Image attribution: Wikimedia Commons
DATE:  Monday, June 10, 2019 
ELEVATION GAIN: 1,991 ft. 
SUMMIT: 6,344 ft.


So, as this is the first post of the "Constant Ascension" hiking and climbing journal, we're gonna just jump straight into the deep end with all the themes that will continue to be seen in the future, as well as many that will be seen from the past, once I post all the "heavy metal hikes" from the archives. Hiking, trails, mountain climbing (not the jock kind) and victory beers...

My band Owl was up in Dunsmuir, hanging out at our bass player's house, practicing for the next gig. I had sworn I would not return to Dunsmuir without going up into Castle Crags, but with our time extremely limited, there was only a small window for a hike of some kind on Monday morning, before continued band rehearsals and the frantic drive back to Oakland. I didn't want to rush the Castle Crags... I figured Black Butte might be an easy up and down accomplishment, so I wouldn't leave the Shasta area that day "empty handed."

Above, I used a stock image at the top to illustrate Black Butte's position next the interstate. This is the view that most people have probably seen of it. I was not able to capture a photograph of it that day from a distant perspective. All the rest of the photography is my own. 
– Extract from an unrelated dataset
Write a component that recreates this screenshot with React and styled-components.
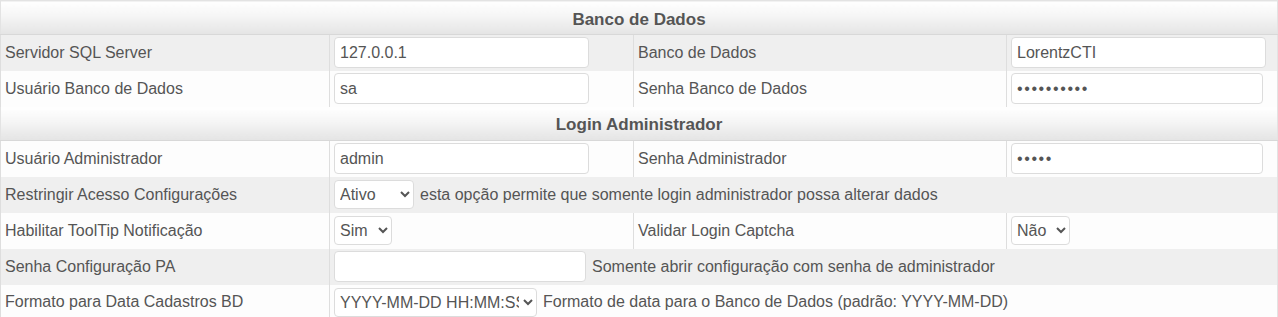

Black Butte is "a cluster of overlapping dacite lava domes," visible to thousands of motorists on I-5 each day as they pass by from the North and South. If Shastina is the daughter of mighty Mount Shasta, then Black Butte is the illegitimate niece. Here's a much more eloquent description:

"... the nearly perfectly conical peak is visible from almost everywhere in the Mount Shasta area. When driving north on I-5 from Mount Shasta City, Black Butte rises directly over the interstate and it seems that the freeway is destined to run right into the peak’s rocky base." -Hike Mt. Shasta

I had probably passed by Black Butte twenty times or more since I began touring the West Coast as a rock musician in the early 2000s, but it was only within the past year or so that the idea crept into my mind to seek a trail to the top. So after a late night in Dunsmuir of Owl rehearsals and a vast tasting contest of Magic's special and potent home brews, it was decided that the Owl boys would make a quick summit of notorious Black Butte in the morning. We decided that five hours sleep would be enough, and set alarms for 5:30AM. As a backup plan, we set secondary alarms for 7:00AM, which turned out be the more palatable option.
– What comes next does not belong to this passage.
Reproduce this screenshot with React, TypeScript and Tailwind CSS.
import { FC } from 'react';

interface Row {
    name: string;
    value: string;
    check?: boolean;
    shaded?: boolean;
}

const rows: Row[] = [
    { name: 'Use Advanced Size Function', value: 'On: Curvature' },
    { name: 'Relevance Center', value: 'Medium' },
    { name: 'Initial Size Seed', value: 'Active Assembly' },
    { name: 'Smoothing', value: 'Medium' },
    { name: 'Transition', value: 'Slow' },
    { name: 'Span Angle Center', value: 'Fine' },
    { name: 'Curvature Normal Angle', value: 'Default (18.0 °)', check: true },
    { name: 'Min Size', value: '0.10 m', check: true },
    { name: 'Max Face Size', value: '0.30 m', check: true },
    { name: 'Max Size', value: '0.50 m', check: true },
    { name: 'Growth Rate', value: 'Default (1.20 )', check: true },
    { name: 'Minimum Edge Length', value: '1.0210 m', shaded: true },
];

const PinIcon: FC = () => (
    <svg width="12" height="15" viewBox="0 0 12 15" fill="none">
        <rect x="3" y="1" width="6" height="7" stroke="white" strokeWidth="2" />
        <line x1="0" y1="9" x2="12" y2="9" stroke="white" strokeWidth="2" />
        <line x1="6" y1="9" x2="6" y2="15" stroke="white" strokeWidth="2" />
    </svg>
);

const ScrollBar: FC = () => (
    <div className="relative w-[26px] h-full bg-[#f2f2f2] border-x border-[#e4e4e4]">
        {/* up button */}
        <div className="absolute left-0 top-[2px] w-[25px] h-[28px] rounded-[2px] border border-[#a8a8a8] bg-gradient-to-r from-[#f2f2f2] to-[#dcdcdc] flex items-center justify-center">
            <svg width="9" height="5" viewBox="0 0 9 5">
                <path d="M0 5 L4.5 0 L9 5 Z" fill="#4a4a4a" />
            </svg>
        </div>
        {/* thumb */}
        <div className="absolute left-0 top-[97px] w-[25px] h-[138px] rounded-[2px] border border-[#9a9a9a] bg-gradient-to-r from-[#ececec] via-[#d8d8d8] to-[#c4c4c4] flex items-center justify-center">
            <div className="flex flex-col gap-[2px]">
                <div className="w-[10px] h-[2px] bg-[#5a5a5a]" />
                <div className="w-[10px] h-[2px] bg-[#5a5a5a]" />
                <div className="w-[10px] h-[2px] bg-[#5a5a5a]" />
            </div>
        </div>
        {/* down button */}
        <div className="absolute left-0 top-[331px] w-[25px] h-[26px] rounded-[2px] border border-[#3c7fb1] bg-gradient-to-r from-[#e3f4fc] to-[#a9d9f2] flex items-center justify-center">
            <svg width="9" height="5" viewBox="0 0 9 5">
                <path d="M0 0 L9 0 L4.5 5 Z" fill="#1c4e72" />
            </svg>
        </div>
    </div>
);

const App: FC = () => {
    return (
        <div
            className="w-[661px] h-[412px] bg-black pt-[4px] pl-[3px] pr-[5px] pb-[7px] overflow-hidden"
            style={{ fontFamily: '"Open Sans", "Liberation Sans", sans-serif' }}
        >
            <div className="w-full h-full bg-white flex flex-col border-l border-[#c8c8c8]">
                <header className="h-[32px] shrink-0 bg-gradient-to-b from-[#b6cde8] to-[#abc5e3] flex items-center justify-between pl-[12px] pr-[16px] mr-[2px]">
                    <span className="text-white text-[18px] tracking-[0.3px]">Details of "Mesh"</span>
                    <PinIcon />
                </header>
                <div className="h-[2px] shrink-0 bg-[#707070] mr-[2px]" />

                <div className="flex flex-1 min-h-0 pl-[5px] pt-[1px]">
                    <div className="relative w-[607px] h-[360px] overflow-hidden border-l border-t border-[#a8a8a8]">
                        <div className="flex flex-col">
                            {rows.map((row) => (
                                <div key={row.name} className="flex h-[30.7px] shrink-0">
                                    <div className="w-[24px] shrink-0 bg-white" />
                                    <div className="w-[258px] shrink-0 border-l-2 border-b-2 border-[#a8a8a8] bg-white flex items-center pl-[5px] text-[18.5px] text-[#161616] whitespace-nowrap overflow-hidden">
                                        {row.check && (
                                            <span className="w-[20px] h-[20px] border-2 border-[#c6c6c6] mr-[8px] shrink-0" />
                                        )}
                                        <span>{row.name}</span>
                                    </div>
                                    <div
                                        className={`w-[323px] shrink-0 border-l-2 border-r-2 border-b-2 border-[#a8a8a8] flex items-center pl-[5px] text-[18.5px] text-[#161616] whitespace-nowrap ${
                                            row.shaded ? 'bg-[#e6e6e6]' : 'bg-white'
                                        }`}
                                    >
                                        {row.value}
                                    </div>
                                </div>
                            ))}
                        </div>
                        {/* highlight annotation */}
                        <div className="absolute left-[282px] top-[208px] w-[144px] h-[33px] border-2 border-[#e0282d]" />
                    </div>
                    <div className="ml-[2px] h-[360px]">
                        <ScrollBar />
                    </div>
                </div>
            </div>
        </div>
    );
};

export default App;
Vowing to "just grab whatever on the way" to eat, we got some freshly made scones in downtown Mount Shasta City and continued to the trailhead, probably taking one of the more questionable dirt roads on the approach. Alex and I hit the trailhead at 8:25AM, leaving Axell slumbering in the van (he sleepily mumbled that he would catch up later, surprisingly he did). We started going up, and never looked back. OK, of course we looked back, because almost immediately, views of the surrounding majesty came into view.
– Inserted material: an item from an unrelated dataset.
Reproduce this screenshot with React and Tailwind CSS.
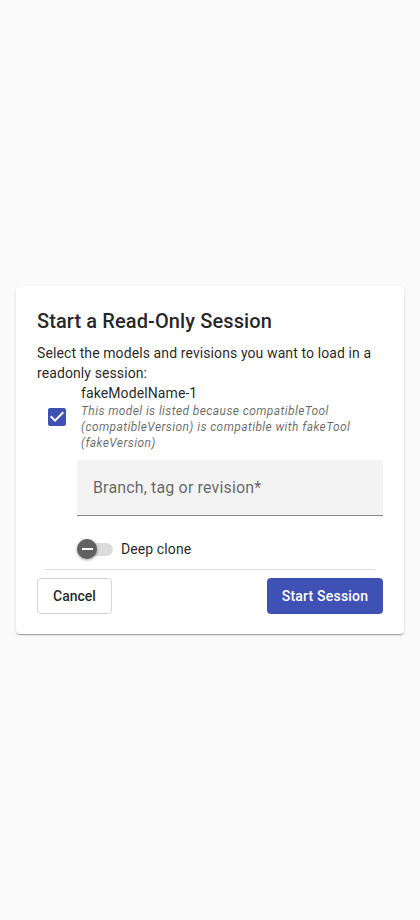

Looking at East Mount Shasta
The massive grandeur of Shasta to the East, Mount Eddy to the West, all the way to Mount McLoughlin in the North, Lassen visible in the South. Up and around the cone in semi circular motions, cascades of talus, the shallow hidden rocky canyons of the heights, weaving up the giant boulder pile.

At the top, there lay the foundation of an old fire watch tower. Annoyingly, at the summit, the place I really wanted to hang out, was the only place from the entire hike that had bugs. Indeed it was a plethora of flying, buzzing, biting insects, that almost instantly forced me down from the top to the peripheral heights, where we saw a survey marker and some kind of memorial (tombstone?). Did they haul the body all the way up there and bury it under the rocks? Maybe that's what was attracting the flies. Alex and I ran around at the top for awhile, and in better-late-than-never fashion, Axell showed up soon after.

Alex at the top. Not visible: swarms of flies
Hanging out in high places is simply a delight for me, and it was amplified by the beautiful day and spectacular views of surrounding terrain, which,  looking south now, also included future goal of Castle Crags, the Sacramento River Canyon, and a landing pad for extraterrestrial visitors.

OK, how about one more picture of Mount Shasta, towering 7,835 feet higher than the point we were on? Then down, DOWN back on the rocky trail, for there were many hours of band rehearsals left to complete that day! Back at the trailhead, I noticed these (and these, and these) cryptic markings on the back of the sign. We found a much better dirt road to get out of there, and I tried to take a picture the mountain from the bottom, with almost complete failure.  Hit Mount Shasta City again on the way back, this time to devour some rather uh, "different" style burritos from Poncho and Lefkowitz (mine had black beans, white rice, zucchini AND yellow squash in it! Imagine what a challenge it was as a Bay Area dweller to accept this!)